MRS  JESSICA  MZAZA  SOMANJE.............................APPELLANT

                                             - and

DAISY  SOMANJE,  HELGA  SOMANJE,
TIMOTHY  SOMANJE,  EURITA  SOMANJE............RESPONDENTS


BEFORE:  THE HONOURABLE THE CHIEF JUSTICE, JA
THE HONOURABLE MR JUSTICE UNYOLO, JA
THE HONOURABLE MR JUSTICE MTEGHA, JA
Mtawali, Counsel for the Appellant
Salimu, Counsel for the Respondents
Mbekwani (Mrs), Official Recorder/Interpreter


                                   
J U D G M E N T


Unyolo, JA

This appeal emanates from a dispute as to who should apply for letters of administration in the estate of one, Harvey Robert Kulucheta Somanje, hereinafter referred to as “the deceased”.

After a long illness, the deceased instructed Messrs Wilson & Morgan, a firm of legal practitioners, to draft his will.  A lawyer in the said firm duly drafted the will and made arrangements for the deceased to come with his two witnesses the next Monday, on 1
st June 1999, for the formal attestation to the document.  Unfortunately, as fate had it, the deceased died in the early hours of Sunday, 30th May 1999.

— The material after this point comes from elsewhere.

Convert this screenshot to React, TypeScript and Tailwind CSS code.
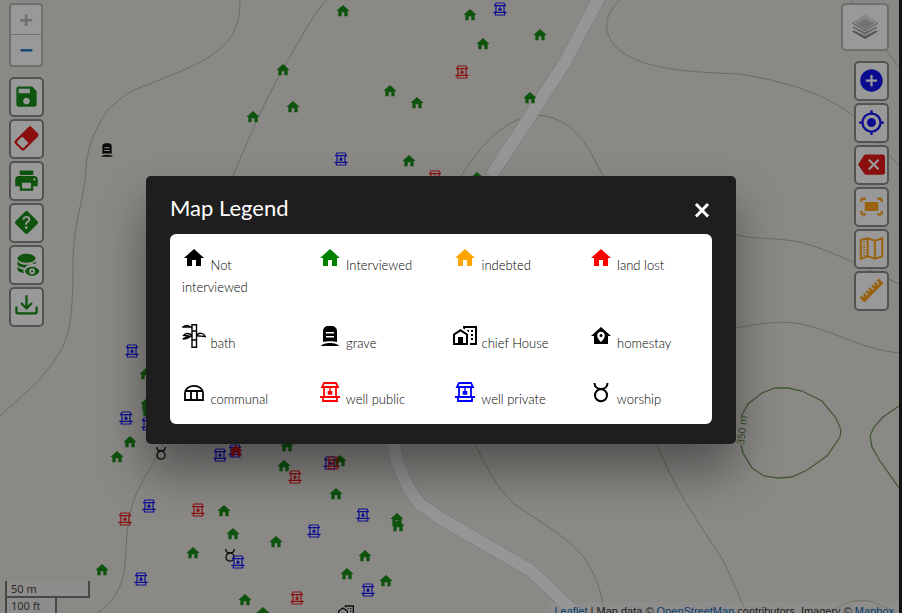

A dispute then arose in the aftermath of the deceased’s passing as to who was to apply for the grant of letters of administration, the deceased having died intestate, as we have seen.  There were two opposing sides, namely, the appellant, who is the deceased’s widow, and the respondents, who are the deceased’s children from an earlier marriage.  The appellant’s position was that she should administer the estate herself, or that, if that was not acceptable to the other side, then the parties’ legal practitioners should apply for the grant of the said letters of administration.  The respondents’ position, on the other hand, was that the administration of the estate should be granted to the National Bank of
Malawi (Financial Management Services) because of the Bank’s expertise in the field of administration of deceased estates, and also because of its perceived neutrality in such matters.  The parties failed to agree, whereupon the respondents initiated proceedings in the Court below seeking a declaratory order of the Court that the said Bank was best suited to be granted letters of administration.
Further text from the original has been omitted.